Unintelligent Designer?
Adaptation and natural selection are the watchwords for evolution because it cannot peer into the future and anticipate needed change. However, if an Intelligent Designer (a shameless and religiously-motivated specious euphemism for a Creator) did exist, the naturalist gives numerous examples of such poor design that those defects strongly suggest Unintelligent Designer as a much more appropriate moniker.
Another favorite ploy of the ID school argues that the theory of evolution contradicts the Second Law of Thermodynamics, but that charge, says Dawkins, only reveals that the ID people comprehend the Second Law even more dimly than Darwin's greatest discovery. In one of his most memorable analogies, he portrays anti-evolutionists as history-deniers notoriously comparable with Holocaust deniers.
Because of poorly taught science, creationists can blatantly propound the fallacy that we descended from monkeys whereas the historical record clearly shows that the only link between monkeys and humans is our sharing of a common ancestor.
With regard to the tired and tiresome creationist argument, “Teach children that they are animals and they will behave like animals,” he insists that even if such an unfounded accusation were true, it would not and could not negate or nullify the truth of the scientific record.

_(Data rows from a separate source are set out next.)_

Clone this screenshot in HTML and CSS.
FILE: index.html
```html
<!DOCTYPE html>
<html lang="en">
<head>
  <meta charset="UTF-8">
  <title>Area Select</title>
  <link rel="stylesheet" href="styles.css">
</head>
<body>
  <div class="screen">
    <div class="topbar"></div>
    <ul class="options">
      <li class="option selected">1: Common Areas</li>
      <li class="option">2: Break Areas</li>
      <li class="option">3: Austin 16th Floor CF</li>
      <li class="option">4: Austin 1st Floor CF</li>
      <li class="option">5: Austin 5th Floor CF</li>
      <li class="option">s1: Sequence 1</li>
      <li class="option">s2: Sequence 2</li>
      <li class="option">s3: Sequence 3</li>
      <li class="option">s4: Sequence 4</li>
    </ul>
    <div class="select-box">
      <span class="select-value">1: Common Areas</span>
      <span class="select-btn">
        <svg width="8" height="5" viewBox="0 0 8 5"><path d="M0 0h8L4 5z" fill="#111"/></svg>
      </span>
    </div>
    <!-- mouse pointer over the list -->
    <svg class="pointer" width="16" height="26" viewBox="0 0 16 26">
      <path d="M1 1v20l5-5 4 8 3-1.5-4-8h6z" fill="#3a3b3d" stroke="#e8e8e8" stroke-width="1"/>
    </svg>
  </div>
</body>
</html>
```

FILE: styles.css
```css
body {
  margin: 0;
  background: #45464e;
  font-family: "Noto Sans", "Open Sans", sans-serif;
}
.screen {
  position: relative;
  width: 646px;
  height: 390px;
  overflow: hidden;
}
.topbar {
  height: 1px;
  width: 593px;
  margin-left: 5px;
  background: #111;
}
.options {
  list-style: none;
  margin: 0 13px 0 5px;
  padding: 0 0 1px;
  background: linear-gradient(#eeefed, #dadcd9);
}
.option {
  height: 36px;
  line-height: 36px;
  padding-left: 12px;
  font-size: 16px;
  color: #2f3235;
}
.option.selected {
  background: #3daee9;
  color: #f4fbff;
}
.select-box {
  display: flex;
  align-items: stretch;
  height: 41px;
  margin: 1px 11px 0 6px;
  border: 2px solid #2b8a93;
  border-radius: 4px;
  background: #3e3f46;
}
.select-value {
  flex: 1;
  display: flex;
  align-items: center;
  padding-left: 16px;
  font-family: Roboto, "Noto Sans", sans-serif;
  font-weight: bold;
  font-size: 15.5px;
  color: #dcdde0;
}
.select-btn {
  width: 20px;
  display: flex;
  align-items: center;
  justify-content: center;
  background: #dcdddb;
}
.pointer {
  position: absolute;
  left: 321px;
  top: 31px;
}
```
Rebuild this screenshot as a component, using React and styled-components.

The former Oxford professor fittingly titles his last chapter “There Is Grandeur in This View ofLlife.”
Since belief in an afterlife with guaranteed survival beyond the grave goes hand in glove with belief in creationism, he underscores the inescapable fact that our very existence is almost too surprising to bear. As we contemplate and focus on the staggering complexity, the ineffable elegance, the splendiferous forms most beautiful and wonderful, and the breathtaking beauty of our planet Earth, the fantasy of another life in the hereafter would be tantamount to complete denial of the rationalist-humanist philosophy that this world is all we can ever possibly be certain about.
And a nice, neat, succinct, three-word summation of that outlook, which Dawkins so eloquently paints for us, comes to us from the title of American poet Edward Markham's exquisite gem: “Earth Is Enough.”